Vienna issued Belgrade with an ultimatum designed to be rejected
In the Balkan Wars of 1912 and 1913, Germany had restrained its ally. In the 1914 July Crisis the opposite was true. As the British historian Vernon Bogdanor (whose work does not appear in the bibliography of Misfire) has pointed out, international mechanisms were in place to allow the punishment of Serbia without war, but Austria-Hungary, backed by Germany, was not interested. On 23 July 1914 Vienna issued Belgrade with an ultimatum that was designed to be rejected. Even though most of it was accepted, Austria-Hungary declared war anyway.
For Miller-Melamed 23 July, not 28 June, “was the flashbulb moment for the formative tragedy of the twentieth century”. He is right. The murders of Franz Ferdinand and his wife did not make war inevitable, but it could no longer be avoided once the Austrian leadership decided that Serbia had to be attacked.
Far from elites “sleepwalking” into war, as a currently fashionable theory has it, the conflict came about because of a calculation that the risks of a general war, although high, were acceptable. Ironically, once at war the Austro-Hungarian armies were roughly handled by the Serb forces, which in 1914 inflicted humiliating defeats on the invaders.
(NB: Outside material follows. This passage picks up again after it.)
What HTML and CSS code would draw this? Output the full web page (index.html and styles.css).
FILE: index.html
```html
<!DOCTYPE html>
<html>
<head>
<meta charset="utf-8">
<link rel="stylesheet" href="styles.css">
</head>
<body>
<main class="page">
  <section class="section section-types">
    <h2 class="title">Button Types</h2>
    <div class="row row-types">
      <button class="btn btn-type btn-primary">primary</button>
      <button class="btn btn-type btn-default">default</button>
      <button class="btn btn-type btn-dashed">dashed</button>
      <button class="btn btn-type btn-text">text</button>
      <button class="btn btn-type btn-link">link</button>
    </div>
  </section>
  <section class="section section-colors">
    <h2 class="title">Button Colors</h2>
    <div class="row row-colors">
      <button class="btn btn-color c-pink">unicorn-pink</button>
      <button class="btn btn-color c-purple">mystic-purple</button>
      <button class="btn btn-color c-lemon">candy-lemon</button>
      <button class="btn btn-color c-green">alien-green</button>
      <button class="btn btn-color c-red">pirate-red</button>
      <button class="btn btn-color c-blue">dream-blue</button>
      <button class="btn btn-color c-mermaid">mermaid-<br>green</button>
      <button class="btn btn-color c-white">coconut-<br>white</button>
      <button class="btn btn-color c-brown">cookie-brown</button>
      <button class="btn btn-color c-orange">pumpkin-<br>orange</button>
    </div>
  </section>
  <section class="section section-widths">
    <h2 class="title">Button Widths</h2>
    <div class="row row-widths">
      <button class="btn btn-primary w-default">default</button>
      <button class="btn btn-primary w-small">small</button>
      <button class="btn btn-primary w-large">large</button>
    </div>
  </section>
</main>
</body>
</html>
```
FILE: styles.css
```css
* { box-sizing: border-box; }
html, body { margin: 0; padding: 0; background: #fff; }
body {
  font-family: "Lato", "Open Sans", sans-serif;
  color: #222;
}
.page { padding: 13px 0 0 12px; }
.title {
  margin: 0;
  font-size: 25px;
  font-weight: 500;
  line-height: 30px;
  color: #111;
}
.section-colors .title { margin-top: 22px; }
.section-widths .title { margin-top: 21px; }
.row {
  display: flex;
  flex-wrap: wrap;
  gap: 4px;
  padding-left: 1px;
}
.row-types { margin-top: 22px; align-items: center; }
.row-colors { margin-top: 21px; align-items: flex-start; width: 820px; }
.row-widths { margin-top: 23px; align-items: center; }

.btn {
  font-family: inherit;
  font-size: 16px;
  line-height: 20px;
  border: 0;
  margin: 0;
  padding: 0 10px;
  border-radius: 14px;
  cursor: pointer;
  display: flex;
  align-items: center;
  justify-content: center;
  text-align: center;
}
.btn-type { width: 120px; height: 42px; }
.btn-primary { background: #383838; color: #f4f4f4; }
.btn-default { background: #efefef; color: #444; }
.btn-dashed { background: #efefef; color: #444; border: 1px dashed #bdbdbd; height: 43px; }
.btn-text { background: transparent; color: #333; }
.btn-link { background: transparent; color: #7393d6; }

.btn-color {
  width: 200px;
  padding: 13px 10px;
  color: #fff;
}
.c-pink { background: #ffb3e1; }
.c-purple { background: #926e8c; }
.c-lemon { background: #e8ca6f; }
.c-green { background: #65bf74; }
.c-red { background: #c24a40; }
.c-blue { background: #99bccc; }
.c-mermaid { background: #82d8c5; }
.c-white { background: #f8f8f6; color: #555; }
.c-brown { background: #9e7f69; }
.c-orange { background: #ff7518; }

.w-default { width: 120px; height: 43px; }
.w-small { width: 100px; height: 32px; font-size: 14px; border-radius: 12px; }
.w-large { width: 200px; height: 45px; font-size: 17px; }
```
Miller-Melamed claims that “the best-written books on the July crisis all give the impression that Armageddon might somehow have been averted up to the last minute”. Well, perhaps, but there are a number of works which argue that war was unavoidable because the German-backed Austro-Hungarians were determined to destroy Serbia (perhaps these books lack literary style?). While the originality of this part of Misfire’s thesis should not be exaggerated, the book is nonetheless a rewarding read, richly detailed, well researched and argued. Reading it during Putin’s war on Ukraine, I am reminded of the line attributed to Mark Twain: “History doesn’t repeat itself but it often rhymes”.